Late Medieval Prayer and Prayerbooks
Prayer as a genre of religious literature of the Middle Ages can be called the 'stepdaughter' of medieval studies. Historians and linguists consider prayers as the most difficult material to research. The vast majority of prayers are not published, and catalogues contain only their initial and last lines. Prayers have survived in many versions; any conclusions can be made only after examination of the several homogeneous manuscripts.
No one is able to determine the number of late medieval prayers - 10 thousand? 20 thousand? more? Researchers never managed to discover two parchment or paper manuscript prayerbooks with identical contents. Created in one monastery, manuscripts of the same subject are indeed unique. They differ in the number, oder, and selection of the prayers.
Intensive study of prayerbooks has began in recent years. No significant summary researches appear during the late 20th century, after works of Franz Heimerl on the South German prayerbooks, Mary Mertens on Dutch prayers, Peter Ochsenbein on the 11th-14th century German prayerbooks and Gerard Achten's catalogue.
In 1995, there was published J. Osterman's study on Dutch rhymed prayers. In his thesis of 1996, Thomas Lentes resolved a number of problems that prayerbooks raise to researchers, and developed good research questions, the main of which - who and how compiled the prayer.
Each of handwritten prayerbooks is a unique item, it provides information on the general spiritual needs of his time. The prayerbooks are most personal books of the Middle Ages. They reveal the spiritual world of their time.
Prayers were the most popular literary genre of the late Middle Ages. It provided the most accessible way to communicate with God for all people, regardless of their social status and level of education. Both educated and illiterate Christians prayed aloud in the church during the liturgy. A private prayer was also expressed in the words, but was much intimate. So prayers can be seen as key means of personal contact of believers with God.
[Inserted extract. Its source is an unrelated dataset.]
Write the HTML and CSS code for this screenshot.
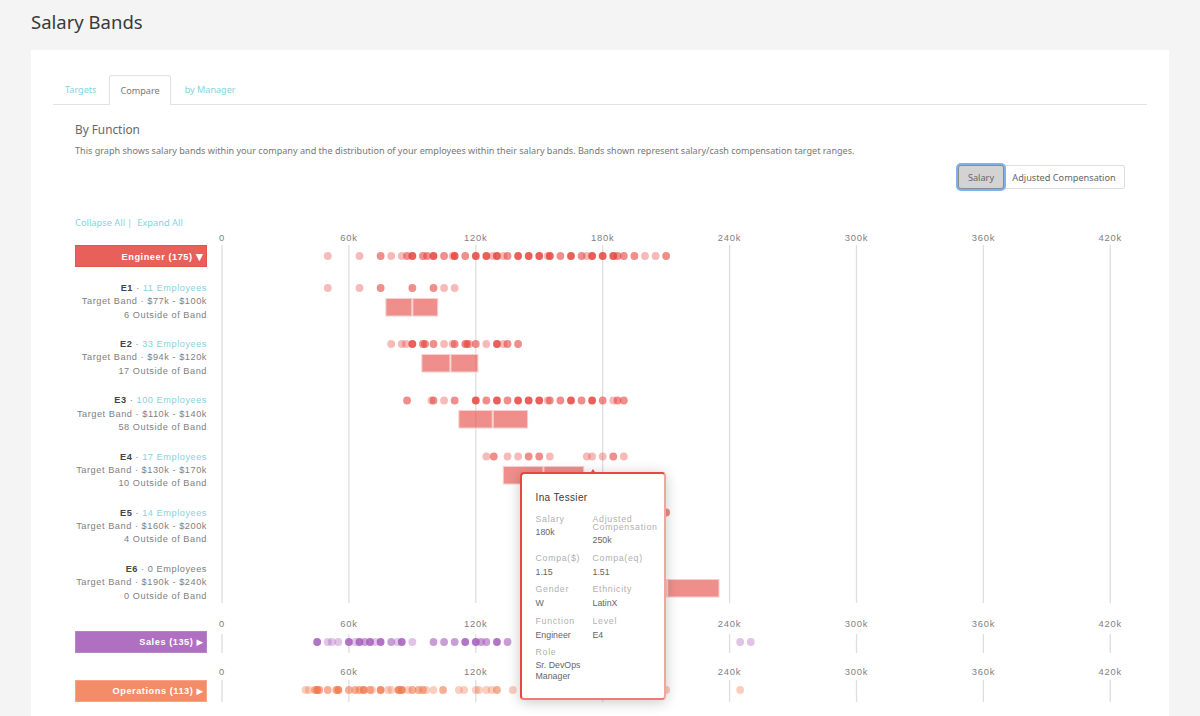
FILE: index.html
```html
<!DOCTYPE html>
<html lang="en">
<head>
    <meta charset="UTF-8">
    <title>Salary Bands</title>
    <link rel="stylesheet" href="styles.css">
</head>
<body>
    <h1 class="page-title">Salary Bands</h1>
    <main class="card">
        <ul class="tabs">
            <li><a href="#">Targets</a></li>
            <li class="active"><a href="#">Compare</a></li>
            <li><a href="#">by Manager</a></li>
        </ul>
        <section class="content">
            <h2>By Function</h2>
            <p class="intro">This graph shows salary bands within your company and the distribution of your employees within their salary bands. Bands shown represent salary/cash compensation target ranges.</p>
            <div class="toggle">
                <button class="selected">Salary</button>
                <button>Adjusted Compensation</button>
            </div>
            <div class="links">
                <a href="#">Collapse All</a><span class="sep">|</span><a href="#">Expand All</a>
            </div>
            <div class="chart">
                <div class="group engineer">
                    <div class="labels">
                        <div class="group-head red">Engineer (175) <span class="arrow">▼</span></div>
                        <div class="level">
                            <div><b>E1</b> · <a href="#">11 Employees</a></div>
                            <div>Target Band · $77k - $100k</div>
                            <div>6 Outside of Band</div>
                        </div>
                        <div class="level">
                            <div><b>E2</b> · <a href="#">33 Employees</a></div>
                            <div>Target Band · $94k - $120k</div>
                            <div>17 Outside of Band</div>
                        </div>
                        <div class="level">
                            <div><b>E3</b> · <a href="#">100 Employees</a></div>
                            <div>Target Band · $110k - $140k</div>
                            <div>58 Outside of Band</div>
                        </div>
                        <div class="level">
                            <div><b>E4</b> · <a href="#">17 Employees</a></div>
                            <div>Target Band · $130k - $170k</div>
                            <div>10 Outside of Band</div>
                        </div>
                        <div class="level">
                            <div><b>E5</b> · <a href="#">14 Employees</a></div>
                            <div>Target Band · $160k - $200k</div>
                            <div>4 Outside of Band</div>
                        </div>
                        <div class="level">
                            <div><b>E6</b> · 0 Employees</div>
                            <div>Target Band · $190k - $240k</div>
                            <div>0 Outside of Band</div>
                        </div>
                    </div>
                    <svg class="plot" id="plot-engineer"></svg>
                </div>
                <div class="group sales">
                    <div class="labels">
                        <div class="group-head purple">Sales (135) <span class="arrow small">▶</span></div>
                    </div>
                    <svg class="plot" id="plot-sales"></svg>
                </div>
                <div class="group operations">
                    <div class="labels">
                        <div class="group-head orange">Operations (113) <span class="arrow small">▶</span></div>
                    </div>
                    <svg class="plot" id="plot-operations"></svg>
                </div>

                <div class="tooltip">
                    <div class="tooltip-name">Ina Tessier</div>
                    <dl class="tooltip-grid">
                        <div><dt>Salary</dt><dd>180k</dd></div>
                        <div><dt>Adjusted Compensation</dt><dd>250k</dd></div>
                        <div><dt>Compa($)</dt><dd>1.15</dd></div>
                        <div><dt>Compa(eq)</dt><dd>1.51</dd></div>
                        <div><dt>Gender</dt><dd>W</dd></div>
                        <div><dt>Ethnicity</dt><dd>LatinX</dd></div>
                        <div><dt>Function</dt><dd>Engineer</dd></div>
                        <div><dt>Level</dt><dd>E4</dd></div>
                        <div><dt>Role</dt><dd>Sr. DevOps Manager</dd></div>
                    </dl>
                </div>
            </div>
        </section>
    </main>
    <script src="script.js"></script>
</body>
</html>
```

FILE: styles.css
```css
html, body {
    height: 716px;
    overflow: hidden;
}

body {
    margin: 0;
    font-family: 'Noto Sans', sans-serif;
    background-color: #f4f4f4;
    color: #444;
}

a {
    color: #85d3e0;
    text-decoration: none;
}

.page-title {
    margin: 0;
    padding: 9px 0 0 31px;
    height: 50px;
    box-sizing: border-box;
    font-size: 18.5px;
    line-height: 26px;
    font-weight: 400;
    color: #3a3a3a;
}

.card {
    margin: 0 31px;
    padding: 25px 22px 0;
    background-color: #fff;
    height: 666px;
    box-sizing: border-box;
    overflow: hidden;
}

.tabs {
    display: flex;
    list-style: none;
    margin: 0;
    padding: 0;
    height: 29px;
    border-bottom: 1px solid #e2e2e2;
    font-size: 9.1px;
}

.tabs li {
    padding: 0 13px 0 12px;
    line-height: 29px;
}

.tabs li.active {
    height: 30px;
    padding: 0 10px 0 10px;
    box-sizing: border-box;
    border: 1px solid #e2e2e2;
    border-bottom: none;
    border-radius: 3px 3px 0 0;
    background-color: #fff;
}

.tabs li.active + li {
    padding-left: 14px;
}

.tabs li.active a {
    color: #777;
}

.content {
    padding: 0 22px;
}

.content h2 {
    margin: 15px 0 0;
    font-size: 11.8px;
    line-height: 18px;
    font-weight: 400;
    color: #666;
}

.intro {
    margin: 6px 0 0;
    font-size: 9.09px;
    line-height: 14px;
    color: #777;
    white-space: nowrap;
}

.toggle {
    display: flex;
    justify-content: flex-end;
    margin-top: 7px;
}

.toggle button {
    width: 121px;
    height: 24px;
    padding: 0;
    font-family: 'Noto Sans', sans-serif;
    font-size: 9.2px;
    color: #666;
    background-color: #fff;
    border: 1px solid #ddd;
    border-left: none;
    border-radius: 0 3px 3px 0;
}

.toggle button.selected {
    width: 46px;
    background-color: #d3d3d3;
    border: 1px solid #8a8a8a;
    border-radius: 3px;
    box-shadow: 0 0 0 2px #7fb0f0;
    position: relative;
}

.links {
    margin-top: 27px;
    font-size: 9.3px;
    line-height: 14px;
}

.links .sep {
    margin: 0 5px 0 2px;
    color: #85d3e0;
}

.chart {
    position: relative;
}

.group {
    display: grid;
    grid-template-columns: 132px 918px;
}

.engineer {
    height: 386px;
}

.sales {
    height: 48px;
}

.operations {
    height: 52px;
}

.labels {
    font-family: 'Liberation Sans', sans-serif;
    font-size: 9.2px;
    letter-spacing: 0.55px;
    line-height: 13.3px;
    color: #808080;
    text-align: right;
    white-space: nowrap;
}

.engineer .labels,
.sales .labels {
    padding-top: 15px;
}

.operations .labels {
    padding-top: 16px;
}

.group-head {
    height: 22px;
    box-sizing: border-box;
    padding-right: 3px;
    line-height: 21px;
    font-weight: bold;
    color: #fff;
    border: 1px solid;
    margin-bottom: 15px;
}

.group-head.red {
    background-color: #e8605a;
    border-color: #e8524c;
}

.group-head.purple {
    background-color: #b070c2;
    border-color: #b884c8;
}

.group-head.orange {
    background-color: #f28d68;
    border-color: #f6a487;
}

.arrow {
    font-family: 'DejaVu Sans', sans-serif;
    font-size: 9.5px;
    letter-spacing: 0;
}

.arrow.small {
    font-size: 8.5px;
}

.level {
    height: 39.9px;
    margin-bottom: 16.3px;
}

.level b {
    color: #444;
}

.plot {
    display: block;
    width: 918px;
    height: 100%;
    overflow: visible;
}

.plot .tick-label {
    font-family: 'Liberation Sans', sans-serif;
    font-size: 9.4px;
    letter-spacing: 0.8px;
    fill: #808080;
    text-anchor: middle;
}

.plot .grid-line {
    stroke: #dedede;
    stroke-width: 1.3;
}

.plot .band {
    fill: #e54e49;
    fill-opacity: 0.63;
    stroke: #f8cfcc;
    stroke-width: 1;
}

/* Tooltip */
.tooltip {
    position: absolute;
    left: 444.5px;
    top: 242px;
    width: 146px;
    height: 228px;
    box-sizing: border-box;
    padding: 17px 14px 0;
    background-color: #fff;
    border: 2px solid #e8463f;
    border-right-color: #f2a5a0;
    border-bottom-color: #ee7b75;
    border-radius: 4px;
    box-shadow: 0 2px 14px rgba(0, 0, 0, 0.22);
    font-family: 'Liberation Sans', sans-serif;
}

.tooltip::before {
    content: "";
    position: absolute;
    left: 69px;
    top: -5px;
    border-left: 2px solid transparent;
    border-right: 2px solid transparent;
    border-bottom: 3px solid #e8463f;
}

.tooltip-name {
    font-size: 10px;
    line-height: 14px;
    letter-spacing: 0.35px;
    color: #3a3a3a;
}

.tooltip-grid {
    display: grid;
    grid-template-columns: 57px 1fr;
    align-items: start;
    margin: 9px 0 0;
    font-size: 8.8px;
    line-height: 11px;
}

.tooltip-grid > div {
    margin-bottom: 8.7px;
    height: 22.7px;
}

.tooltip-grid > div:nth-child(1) {
    margin-bottom: 0;
}

.tooltip-grid > div:nth-child(2) {
    height: 31px;
    margin-bottom: 8px;
}

.tooltip-grid dt {
    letter-spacing: 0.7px;
    line-height: 8px;
    padding: 1px 0 3px;
    color: #b0b0b0;
}

.tooltip-grid dd {
    margin: 0;
    padding-top: 2px;
    color: #666;
}

.tooltip-grid > div:nth-child(-n+2) dd,
.tooltip-grid > div:last-child dd {
    padding-top: 1px;
}

.tooltip-grid > div:last-child {
    width: 60px;
}
```

FILE: script.js
```js
// 1k of salary = 2.115px, axis 0 sits 15px into the svg
const SCALE = 2.115;
const ZERO = 15;
const TICKS = [0, 60, 120, 180, 240, 300, 360, 420];
const NS = 'http://www.w3.org/2000/svg';
const OPACITY = { l: 0.36, m: 0.6, d: 0.85 };

function x(k) {
    return ZERO + k * SCALE;
}

function add(svg, tag, attrs, text) {
    const el = document.createElementNS(NS, tag);
    for (const key in attrs) el.setAttribute(key, attrs[key]);
    if (text) el.textContent = text;
    svg.appendChild(el);
}

// dots are written as "salary level", e.g. "90d"
function drawDots(svg, row, color) {
    row.dots.split(' ').forEach(function (d) {
        const level = d.slice(-1);
        add(svg, 'circle', {
            cx: x(parseFloat(d)),
            cy: row.y,
            r: 3.9,
            fill: color,
            'fill-opacity': OPACITY[level]
        });
    });
}

function drawBand(svg, band) {
    const y = band.y;
    add(svg, 'rect', { class: 'band', x: x(band.from), y: y, width: x(band.mid) - x(band.from) - 0.5, height: 17.5 });
    add(svg, 'rect', { class: 'band', x: x(band.mid) + 0.5, y: y, width: x(band.to) - x(band.mid) - 0.5, height: 17.5 });
}

function drawPlot(id, plot) {
    const svg = document.getElementById(id);
    TICKS.forEach(function (t) {
        add(svg, 'text', { class: 'tick-label', x: x(t), y: plot.labelY }, t === 0 ? '0' : t + 'k');
        add(svg, 'line', { class: 'grid-line', x1: x(t), x2: x(t), y1: plot.top, y2: plot.bottom });
    });
    (plot.bands || []).forEach(function (b) { drawBand(svg, b); });
    plot.rows.forEach(function (r) { drawDots(svg, r, plot.color); });
}

drawPlot('plot-engineer', {
    color: '#e5433d', labelY: 11, top: 15, bottom: 373,
    bands: [
        { y: 68.5, from: 77.5, mid: 90, to: 102 },
        { y: 124.5, from: 94.5, mid: 108, to: 121 },
        { y: 180.5, from: 112, mid: 128, to: 144.5 },
        { y: 236.5, from: 133, mid: 152, to: 171 },
        { y: 349.5, from: 190, mid: 210.5, to: 235 }
    ],
    rows: [
        { y: 26, dots: '50l 65l 75m 80l 85l 87.5m 90d 95m 97m 100d 105m 109l 110d 115m 120d 125d 128l 130d 133l 135m 140d 145d 150d 154l 155d 160m 165d 170m 172.5l 175d 180d 185d 187m 190m 195m 200l 205l 210m' },
        { y: 58, dots: '50l 65l 75m 90m 100m 105l 110l' },
        { y: 114, dots: '80l 85l 87l 90d 95m 96m 100m 105l 109l 110m 115m 116m 117l 120m 125l 130d 133l 135m 140m' },
        { y: 170.5, dots: '87.5m 99l 100m 105l 110m 120d 125m 130d 135m 140d 145d 150d 154l 155m 160m 165d 170m 175d 180m 185l 187m 190m' },
        { y: 226.5, dots: '125l 128.5m 135l 140l 145m 150m 155l 172.5l 175l 180l 185m 190l' },
        { y: 282.5, dots: '210m' }
    ]
});

drawPlot('plot-sales', {
    color: '#a65bbd', labelY: 11, top: 18, bottom: 37,
    rows: [
        { y: 26, dots: '45d 50l 52l 55l 60d 63l 65d 67.5m 70d 72.5l 75d 80m 83l 85d 90l 100m 105m 110m 115d 120d 122.5m 125m 130d 135m 245l 250l' }
    ]
});

drawPlot('plot-operations', {
    color: '#f07a4e', labelY: 11, top: 16, bottom: 38,
    rows: [
        { y: 26, dots: '39.5l 41l 44m 45d 46m 50m 54m 55d 60m 63m 65m 67d 70m 71l 75d 78.5l 80l 83.5d 85d 88l 90m 93m 95m 96.5l 100l 104.5m 112l 114.5l 120l 121.5l 125l 127.5l 130m 137.5l 144l 210l 245l' }
    ]
});
```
Prayerbooks were most readable books during the late Middle Ages and were intended both for the clergy and the lay persons. They were created for an individual prayer outside of the church, during which a person alone was faced (facie ad faciem) with God. Initially, prayerbooks were compiled only in Latin. Since the 16th century, they included some prayers in the vernacular. Then the entire books consisted of the prayers in national languages. Texts of prayers were interspersed with prayerful meditations, pious exhortations, didactic treatises and visions. Believers recorded new prayers on empty sheets and on the margins of books. They also added new quires with new prayers to the original paper manuscripts.Prayers were addressed either directly to God or to the Virgin Mary and the saints as the protectors and mediators between God and man. 'Be my protector', Christians asks Our Lady in prayer. Such intercession helped a person to bridge the gulf between God and man. Using Dutch prayerbooks, the scientist J. Osterman developed this idea. He writes that God is too great, and believers feel too small to directly contact him. So they pray to the Virgin Mary or one of the countless saints. That's why the prayers to God make up a smaller part of the late medieval books, while most of them address to the Holy Virgin and the saints. The study of German prayerbooks allows us to make corrections of this J. Osterman's assertion, since most of the fifteenth century North German prayerbooks were devoted to Jesus.
The prayers were introduced by rubrics. They were drawn in red ink and explained how to perform a particular prayer. Due to the rubrics, we know that Christians prayed out loud or silently in their minds. Often silent prayers were called "prayer of the heart", 'of the heart rather than of the lips'. Sometimes a rubric was longer than a prayer itself, 'Who wants to perfectly succeed in God with all his soul, must pray to God at all hours, with the heart and lips, and recite the following seven words'. This sentence was followed by a short text of the prayer, 'Lord Jesus Christ, grant that I passionately loved you'.
The rubrics arranged the prayerbooks, separating one section from another. They also served as a kind of guidelines, explaining the purpose of the prayer. The rubrics informed under what circumstances and with what spiritual attitude a believer should read it, what the good can come from the prayer. The practice of absolution is also linked with the rubrics. Many prayers are preceded by detailed explanations how many times one should read the texts to receive remission of sins.
The period between 1470 and 1525 was very fruitful, when a huge number of new prayers were created. The handwritten prayerbooks reflects religious processes happening in Germany at that time. Their texts followed the main religious trends of society and showed the changes taking place in them. This statement is proved by the five German prayerbooks, produced in the second half of the 15th - the first third of the 16th centuries, kept in the National Library of Russia.